The tool proposed in this study is still certainly an instrument that will have to be refined. The database for the historic district of Borgata di S. Lucia was built in different phases of research, in which the quality and richness of information gradually improved.

There is still ample room for improvement of the database, which comprises sections related to calculating the energy needs (Q) and primary energy (PE) for heating; Cooling different types of BUs (building units); LCA for green roofs with intensive greening, for which the data are currently partial; LCA for traditional photovoltaics; and BIPV, for which the data are currently partial.

Other integrations may include exploring other blue solutions, such as district- and block-scale centralized plants or the creation of Energy Communities.

In another research study, we are developing a detailed 3D model of the Borgata of S. Lucia in order to identify the mitigation measures for the Urban Heat Island (UHI) [140].

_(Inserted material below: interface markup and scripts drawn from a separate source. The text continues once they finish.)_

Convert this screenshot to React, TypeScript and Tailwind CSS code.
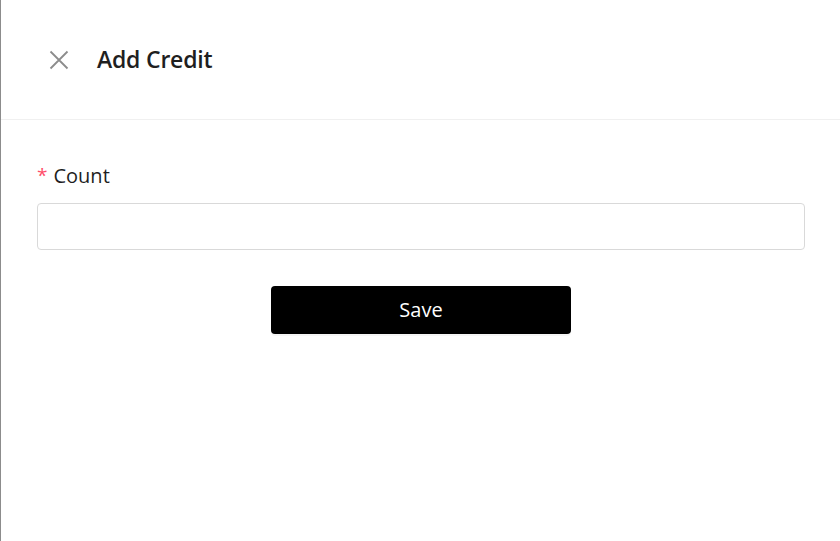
export default function App() {
  return (
    <div
      className="h-[541px] w-[840px] border-l border-[#8c8c8c] bg-white text-[#1f1f1f]"
      style={{ fontFamily: '"Open Sans", "Noto Sans", sans-serif' }}
    >
      <div className="flex h-[120px] items-center gap-[28px] border-b border-[#f0f0f0] pl-[48px]">
        <button className="flex h-5 w-5 items-center justify-center text-[#8c8c8c]">
          <svg width="20" height="20" viewBox="0 0 20 20" fill="none" stroke="currentColor" strokeWidth="1.8">
            <path d="M1.5 1.5 L18.5 18.5 M18.5 1.5 L1.5 18.5" />
          </svg>
        </button>
        <h2 className="text-[23px] font-semibold tracking-[-0.2px] text-[#1f1f1f]">Add Credit</h2>
      </div>

      <div className="pl-[36px] pr-[35px] pt-[42px]">
        <label className="flex items-center gap-[6px] text-[20px] leading-[27px]">
          <span className="text-[19px] text-[#ff4d6a]">*</span>
          <span>Count</span>
        </label>
        <input
          type="text"
          className="mt-[14px] h-[47px] w-full rounded-[4px] border border-[#d9d9d9] px-3 text-[16px] outline-none"
        />
        <div className="mt-[36px] flex justify-center">
          <button className="h-[48px] w-[300px] rounded-[4px] bg-black text-[20px] text-white shadow-[0_2px_0_rgba(0,0,0,0.04)]">
            Save
          </button>
        </div>
      </div>
    </div>
  );
}
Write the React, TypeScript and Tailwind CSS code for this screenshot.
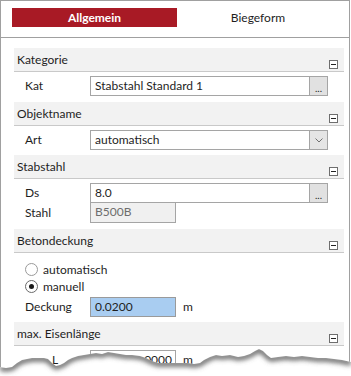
import type { ReactNode } from 'react'

function Minus() {
  return (
    <span className="absolute right-[6px] bottom-[2px] flex h-[9px] w-[9px] items-center justify-center border border-[#6e6e6e] bg-white">
      <span className="h-px w-[5px] bg-[#222]" />
    </span>
  )
}

function Header({ title }: { title: string }) {
  return (
    <div className="relative h-[24px] border-b border-[#c9c9c9] bg-[#f2f2f2] pl-[3px] pt-[4px] leading-[15px]">
      {title}
      <Minus />
    </div>
  )
}

function Row({ label, children, className = '', labelClass = 'pl-[11px]' }: { label: string; children: ReactNode; className?: string; labelClass?: string }) {
  return (
    <div className={`flex items-center ${className}`}>
      <span className={`w-[76px] ${labelClass}`}>{label}</span>
      {children}
    </div>
  )
}

// torn paper edge across the bottom
const path =
  'M0,367 L6,368 L12,367 L17,363 L22,360 L32,358 L44,358 L48,359 L52,363 L56,366 L60,365 L64,363 L68,360 L72,358 L78,356 L84,355 L90,354 L96,353 L102,354 L108,352 L114,353 L120,354 L126,355 L132,355 L140,356 L146,358 L152,361 L158,363 L166,363 L174,363 L180,363 L188,363 L194,364 L200,363 L204,360 L210,357 L216,355 L222,356 L230,355 L238,357 L244,356 L250,354 L255,351 L259,349 L263,351 L267,355 L271,358 L278,357 L286,356 L294,357 L302,356 L310,357 L318,358 L326,358 L334,359 L342,360 L351,362'

export default function App() {
  return (
    <div className="relative h-[376px] w-[351px] overflow-hidden bg-white font-['Segoe_UI',Lato,sans-serif] text-[12px] text-[#1e1e1e]">
      <div className="h-[376px] w-[350px] border-x border-t border-[#a0a0a0]">
        <div className="flex h-[37px] border-b border-[#a0a0a0] pl-[11px] pt-[7px]">
          <div className="flex h-[19px] w-[165px] items-center justify-center bg-[#a81a25] font-bold text-white">Allgemein</div>
          <div className="flex h-[19px] w-[162px] items-center justify-center">Biegeform</div>
        </div>

        <div className="ml-[13px] mr-[5px] pt-[10px]">
          <Header title="Kategorie" />
          <Row label="Kat" className="mt-[4px] mb-[6px]">
            <div className="flex h-[20px] w-[238px]">
              <div className="flex-1 border border-[#a5a5a5] bg-white pl-[4px] leading-[18px]">Stabstahl Standard 1</div>
              <div className="flex w-[18px] items-end justify-center border border-l-0 border-[#a5a5a5] bg-[#e1e1e1] pb-[1px] text-[10px] leading-[12px]">...</div>
            </div>
          </Row>

          <Header title="Objektname" />
          <Row label="Art" className="mt-[4px] mb-[5px]">
            <div className="flex h-[20px] w-[238px]">
              <div className="flex-1 border border-[#a5a5a5] bg-white pl-[4px] leading-[18px]">automatisch</div>
              <div className="flex w-[18px] items-center justify-center border border-l-0 border-[#a5a5a5] bg-[#e5e5e5]">
                <svg width="8" height="5" viewBox="0 0 8 5">
                  <path d="M0.5,0.5 L4,4 L7.5,0.5" fill="none" stroke="#707070" strokeWidth="1" />
                </svg>
              </div>
            </div>
          </Row>

          <Header title="Stabstahl" />
          <Row label="Ds" className="mt-[4px]">
            <div className="flex h-[20px] w-[238px]">
              <div className="flex-1 border border-[#a5a5a5] bg-white pl-[4px] leading-[18px]">8.0</div>
              <div className="flex w-[18px] items-end justify-center border border-l-0 border-[#a5a5a5] bg-[#e1e1e1] pb-[1px] text-[10px] leading-[12px]">...</div>
            </div>
          </Row>
          <Row label="Stahl" className="mt-[-1px] mb-[6px]">
            <div className="h-[21px] w-[86px] border border-[#a5a5a5] bg-[#f0f0f0] pl-[4px] leading-[18px] text-[#6d6d6d]">B500B</div>
          </Row>

          <Header title="Betondeckung" />
          <div className="mt-[8px] flex h-[17px] items-center pl-[11px]">
            <span className="mr-[5px] h-[13px] w-[13px] rounded-full border border-[#9a9a9a] bg-white" />
            automatisch
          </div>
          <div className="flex h-[17px] items-center pl-[11px]">
            <span className="mr-[5px] flex h-[13px] w-[13px] items-center justify-center rounded-full border border-[#6a6a6a] bg-white">
              <span className="h-[5px] w-[5px] rounded-full bg-[#1a1a1a]" />
            </span>
            manuell
          </div>
          <Row label="Deckung" className="mt-[2px] mb-[5px]">
            <div className="h-[20px] w-[86px] border border-[#9a9a9a] bg-[#a9cdf1] pl-[4px] leading-[18px]">0.0200</div>
            <span className="ml-[7px]">m</span>
          </Row>

          <Header title="max. Eisenlänge" />
          <Row label="L" labelClass="pl-[38px]" className="mt-[4px]">
            <div className="h-[20px] w-[86px] border border-[#a5a5a5] bg-white pr-[3px] text-right leading-[18px]">10.0000</div>
            <span className="ml-[7px]">m</span>
          </Row>
        </div>
      </div>

      <svg className="pointer-events-none absolute inset-0" width="351" height="376" viewBox="0 0 351 376">
        <defs>
          <clipPath id="below">
            <path d={`${path} L351,376 L0,376 Z`} />
          </clipPath>
          <filter id="blur" x="-10%" y="-200%" width="120%" height="500%">
            <feGaussianBlur stdDeviation="2.4" />
          </filter>
        </defs>
        <path d={`${path} L351,376 L0,376 Z`} fill="#ffffff" />
        <g clipPath="url(#below)">
          <path d={path} transform="translate(0,1)" fill="none" stroke="#5e5e5e" strokeWidth="5" filter="url(#blur)" />
        </g>
      </svg>
    </div>
  )
}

The results of this research could converge in the database, and other functions could be developed to enrich the proposed tool.

The future development of this research will be aimed at resolving the questions raised above. An in-depth study of the green roof literature with intensive greening will provide a better information framework to improve the proposed tool [172,173].

The proposed HPPS is a tool that can be used to support planning in other contexts, cities, and other historic centres, once integrated into the relevant database.